%%
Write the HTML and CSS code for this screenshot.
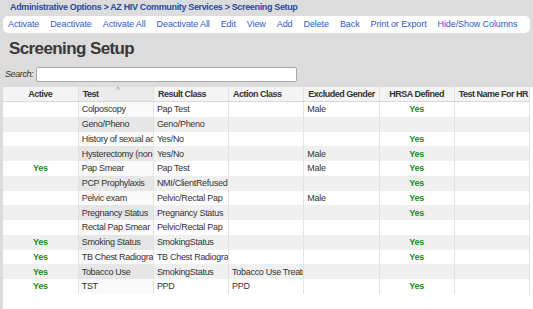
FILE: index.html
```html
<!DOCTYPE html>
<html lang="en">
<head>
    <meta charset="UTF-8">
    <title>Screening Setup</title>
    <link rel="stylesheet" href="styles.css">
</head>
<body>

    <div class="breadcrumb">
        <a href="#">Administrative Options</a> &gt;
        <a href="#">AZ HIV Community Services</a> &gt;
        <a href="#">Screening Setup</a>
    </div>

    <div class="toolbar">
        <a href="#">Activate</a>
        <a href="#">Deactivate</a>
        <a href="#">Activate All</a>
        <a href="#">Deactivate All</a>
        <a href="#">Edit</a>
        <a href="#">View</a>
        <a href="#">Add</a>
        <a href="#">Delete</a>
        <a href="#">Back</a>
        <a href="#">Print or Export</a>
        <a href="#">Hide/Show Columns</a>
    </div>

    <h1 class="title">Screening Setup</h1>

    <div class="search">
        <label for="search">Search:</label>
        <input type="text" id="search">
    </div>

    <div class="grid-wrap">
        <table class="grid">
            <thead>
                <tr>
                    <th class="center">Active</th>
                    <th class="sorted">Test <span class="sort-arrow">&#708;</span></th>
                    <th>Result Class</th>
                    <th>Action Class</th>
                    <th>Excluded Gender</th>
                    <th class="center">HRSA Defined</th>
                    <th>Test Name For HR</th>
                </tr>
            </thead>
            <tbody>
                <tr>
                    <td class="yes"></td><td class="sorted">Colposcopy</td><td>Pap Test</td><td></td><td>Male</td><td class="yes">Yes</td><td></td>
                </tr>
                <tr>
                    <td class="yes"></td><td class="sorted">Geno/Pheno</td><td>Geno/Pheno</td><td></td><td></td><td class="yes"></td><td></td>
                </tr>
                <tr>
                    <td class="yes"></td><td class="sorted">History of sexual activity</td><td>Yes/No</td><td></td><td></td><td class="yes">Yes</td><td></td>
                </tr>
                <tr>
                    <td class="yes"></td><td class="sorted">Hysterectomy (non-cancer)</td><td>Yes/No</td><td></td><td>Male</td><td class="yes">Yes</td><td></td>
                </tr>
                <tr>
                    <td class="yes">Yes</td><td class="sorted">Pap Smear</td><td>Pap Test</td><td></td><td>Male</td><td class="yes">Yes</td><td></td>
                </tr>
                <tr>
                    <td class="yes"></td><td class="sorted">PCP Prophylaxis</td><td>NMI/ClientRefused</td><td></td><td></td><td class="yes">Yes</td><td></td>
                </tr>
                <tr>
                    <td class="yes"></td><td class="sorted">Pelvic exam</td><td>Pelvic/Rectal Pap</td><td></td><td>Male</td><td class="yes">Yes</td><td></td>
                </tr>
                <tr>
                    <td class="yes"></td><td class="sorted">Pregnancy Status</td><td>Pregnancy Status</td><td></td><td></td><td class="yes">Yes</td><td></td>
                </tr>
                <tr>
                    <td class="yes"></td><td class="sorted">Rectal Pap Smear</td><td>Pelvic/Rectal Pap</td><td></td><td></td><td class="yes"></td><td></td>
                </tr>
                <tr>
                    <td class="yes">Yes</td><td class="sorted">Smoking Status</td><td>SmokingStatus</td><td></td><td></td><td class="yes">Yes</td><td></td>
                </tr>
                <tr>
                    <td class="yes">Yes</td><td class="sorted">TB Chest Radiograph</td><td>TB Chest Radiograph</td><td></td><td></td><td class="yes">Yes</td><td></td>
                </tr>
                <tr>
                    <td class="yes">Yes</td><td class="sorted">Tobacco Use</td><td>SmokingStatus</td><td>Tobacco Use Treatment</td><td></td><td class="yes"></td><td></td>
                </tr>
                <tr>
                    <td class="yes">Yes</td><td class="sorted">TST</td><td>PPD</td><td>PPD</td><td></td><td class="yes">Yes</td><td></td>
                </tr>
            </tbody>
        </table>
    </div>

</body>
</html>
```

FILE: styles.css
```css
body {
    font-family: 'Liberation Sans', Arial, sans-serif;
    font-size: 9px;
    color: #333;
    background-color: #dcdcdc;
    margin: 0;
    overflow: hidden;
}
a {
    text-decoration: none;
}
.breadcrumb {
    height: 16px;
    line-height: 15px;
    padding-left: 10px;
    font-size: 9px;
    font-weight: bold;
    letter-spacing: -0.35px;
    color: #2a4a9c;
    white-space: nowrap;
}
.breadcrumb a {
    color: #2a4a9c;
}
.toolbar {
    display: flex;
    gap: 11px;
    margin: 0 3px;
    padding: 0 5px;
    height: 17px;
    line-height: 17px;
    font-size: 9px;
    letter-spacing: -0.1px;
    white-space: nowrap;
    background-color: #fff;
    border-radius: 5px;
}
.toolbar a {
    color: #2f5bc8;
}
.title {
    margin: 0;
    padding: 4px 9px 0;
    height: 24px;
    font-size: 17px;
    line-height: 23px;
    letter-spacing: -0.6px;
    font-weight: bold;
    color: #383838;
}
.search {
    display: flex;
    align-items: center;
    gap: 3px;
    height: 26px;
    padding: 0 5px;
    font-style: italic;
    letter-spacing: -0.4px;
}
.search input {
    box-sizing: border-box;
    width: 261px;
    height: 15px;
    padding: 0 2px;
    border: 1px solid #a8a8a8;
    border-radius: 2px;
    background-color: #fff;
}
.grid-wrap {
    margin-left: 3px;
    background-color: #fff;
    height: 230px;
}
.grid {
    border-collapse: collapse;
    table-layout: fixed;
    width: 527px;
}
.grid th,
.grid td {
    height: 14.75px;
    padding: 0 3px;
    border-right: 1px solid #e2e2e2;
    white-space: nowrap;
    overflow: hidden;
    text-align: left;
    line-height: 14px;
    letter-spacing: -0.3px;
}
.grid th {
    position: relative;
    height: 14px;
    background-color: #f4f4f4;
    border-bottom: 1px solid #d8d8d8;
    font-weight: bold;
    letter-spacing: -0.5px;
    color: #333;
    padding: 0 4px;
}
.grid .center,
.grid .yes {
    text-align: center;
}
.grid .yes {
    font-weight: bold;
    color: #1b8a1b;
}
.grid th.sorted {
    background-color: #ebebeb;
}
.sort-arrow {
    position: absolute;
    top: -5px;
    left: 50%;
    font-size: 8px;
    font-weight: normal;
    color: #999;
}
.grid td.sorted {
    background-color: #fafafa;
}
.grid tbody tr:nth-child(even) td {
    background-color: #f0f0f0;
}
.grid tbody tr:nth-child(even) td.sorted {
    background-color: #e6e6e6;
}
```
%%
- What the task asks:
Copy out each line exactly, without the pictures.

- Solution for this task:
Write the HTML and CSS code for this screenshot.
FILE: index.html
```html
<!DOCTYPE html>
<html lang="en">
<head>
    <meta charset="UTF-8">
    <title>Screening Setup</title>
    <link rel="stylesheet" href="styles.css">
</head>
<body>

    <div class="breadcrumb">
        <a href="#">Administrative Options</a> &gt;
        <a href="#">AZ HIV Community Services</a> &gt;
        <a href="#">Screening Setup</a>
    </div>

    <div class="toolbar">
        <a href="#">Activate</a>
        <a href="#">Deactivate</a>
        <a href="#">Activate All</a>
        <a href="#">Deactivate All</a>
        <a href="#">Edit</a>
        <a href="#">View</a>
        <a href="#">Add</a>
        <a href="#">Delete</a>
        <a href="#">Back</a>
        <a href="#">Print or Export</a>
        <a href="#">Hide/Show Columns</a>
    </div>

    <h1 class="title">Screening Setup</h1>

    <div class="search">
        <label for="search">Search:</label>
        <input type="text" id="search">
    </div>

    <div class="grid-wrap">
        <table class="grid">
            <thead>
                <tr>
                    <th class="center">Active</th>
                    <th class="sorted">Test <span class="sort-arrow">&#708;</span></th>
                    <th>Result Class</th>
                    <th>Action Class</th>
                    <th>Excluded Gender</th>
                    <th class="center">HRSA Defined</th>
                    <th>Test Name For HR</th>
                </tr>
            </thead>
            <tbody>
                <tr>
                    <td class="yes"></td><td class="sorted">Colposcopy</td><td>Pap Test</td><td></td><td>Male</td><td class="yes">Yes</td><td></td>
                </tr>
                <tr>
                    <td class="yes"></td><td class="sorted">Geno/Pheno</td><td>Geno/Pheno</td><td></td><td></td><td class="yes"></td><td></td>
                </tr>
                <tr>
                    <td class="yes"></td><td class="sorted">History of sexual activity</td><td>Yes/No</td><td></td><td></td><td class="yes">Yes</td><td></td>
                </tr>
                <tr>
                    <td class="yes"></td><td class="sorted">Hysterectomy (non-cancer)</td><td>Yes/No</td><td></td><td>Male</td><td class="yes">Yes</td><td></td>
                </tr>
                <tr>
                    <td class="yes">Yes</td><td class="sorted">Pap Smear</td><td>Pap Test</td><td></td><td>Male</td><td class="yes">Yes</td><td></td>
                </tr>
                <tr>
                    <td class="yes"></td><td class="sorted">PCP Prophylaxis</td><td>NMI/ClientRefused</td><td></td><td></td><td class="yes">Yes</td><td></td>
                </tr>
                <tr>
                    <td class="yes"></td><td class="sorted">Pelvic exam</td><td>Pelvic/Rectal Pap</td><td></td><td>Male</td><td class="yes">Yes</td><td></td>
                </tr>
                <tr>
                    <td class="yes"></td><td class="sorted">Pregnancy Status</td><td>Pregnancy Status</td><td></td><td></td><td class="yes">Yes</td><td></td>
                </tr>
                <tr>
                    <td class="yes"></td><td class="sorted">Rectal Pap Smear</td><td>Pelvic/Rectal Pap</td><td></td><td></td><td class="yes"></td><td></td>
                </tr>
                <tr>
                    <td class="yes">Yes</td><td class="sorted">Smoking Status</td><td>SmokingStatus</td><td></td><td></td><td class="yes">Yes</td><td></td>
                </tr>
                <tr>
                    <td class="yes">Yes</td><td class="sorted">TB Chest Radiograph</td><td>TB Chest Radiograph</td><td></td><td></td><td class="yes">Yes</td><td></td>
                </tr>
                <tr>
                    <td class="yes">Yes</td><td class="sorted">Tobacco Use</td><td>SmokingStatus</td><td>Tobacco Use Treatment</td><td></td><td class="yes"></td><td></td>
                </tr>
                <tr>
                    <td class="yes">Yes</td><td class="sorted">TST</td><td>PPD</td><td>PPD</td><td></td><td class="yes">Yes</td><td></td>
                </tr>
            </tbody>
        </table>
    </div>

</body>
</html>
```

FILE: styles.css
```css
body {
    font-family: 'Liberation Sans', Arial, sans-serif;
    font-size: 9px;
    color: #333;
    background-color: #dcdcdc;
    margin: 0;
    overflow: hidden;
}
a {
    text-decoration: none;
}
.breadcrumb {
    height: 16px;
    line-height: 15px;
    padding-left: 10px;
    font-size: 9px;
    font-weight: bold;
    letter-spacing: -0.35px;
    color: #2a4a9c;
    white-space: nowrap;
}
.breadcrumb a {
    color: #2a4a9c;
}
.toolbar {
    display: flex;
    gap: 11px;
    margin: 0 3px;
    padding: 0 5px;
    height: 17px;
    line-height: 17px;
    font-size: 9px;
    letter-spacing: -0.1px;
    white-space: nowrap;
    background-color: #fff;
    border-radius: 5px;
}
.toolbar a {
    color: #2f5bc8;
}
.title {
    margin: 0;
    padding: 4px 9px 0;
    height: 24px;
    font-size: 17px;
    line-height: 23px;
    letter-spacing: -0.6px;
    font-weight: bold;
    color: #383838;
}
.search {
    display: flex;
    align-items: center;
    gap: 3px;
    height: 26px;
    padding: 0 5px;
    font-style: italic;
    letter-spacing: -0.4px;
}
.search input {
    box-sizing: border-box;
    width: 261px;
    height: 15px;
    padding: 0 2px;
    border: 1px solid #a8a8a8;
    border-radius: 2px;
    background-color: #fff;
}
.grid-wrap {
    margin-left: 3px;
    background-color: #fff;
    height: 230px;
}
.grid {
    border-collapse: collapse;
    table-layout: fixed;
    width: 527px;
}
.grid th,
.grid td {
    height: 14.75px;
    padding: 0 3px;
    border-right: 1px solid #e2e2e2;
    white-space: nowrap;
    overflow: hidden;
    text-align: left;
    line-height: 14px;
    letter-spacing: -0.3px;
}
.grid th {
    position: relative;
    height: 14px;
    background-color: #f4f4f4;
    border-bottom: 1px solid #d8d8d8;
    font-weight: bold;
    letter-spacing: -0.5px;
    color: #333;
    padding: 0 4px;
}
.grid .center,
.grid .yes {
    text-align: center;
}
.grid .yes {
    font-weight: bold;
    color: #1b8a1b;
}
.grid th.sorted {
    background-color: #ebebeb;
}
.sort-arrow {
    position: absolute;
    top: -5px;
    left: 50%;
    font-size: 8px;
    font-weight: normal;
    color: #999;
}
.grid td.sorted {
    background-color: #fafafa;
}
.grid tbody tr:nth-child(even) td {
    background-color: #f0f0f0;
}
.grid tbody tr:nth-child(even) td.sorted {
    background-color: #e6e6e6;
}
```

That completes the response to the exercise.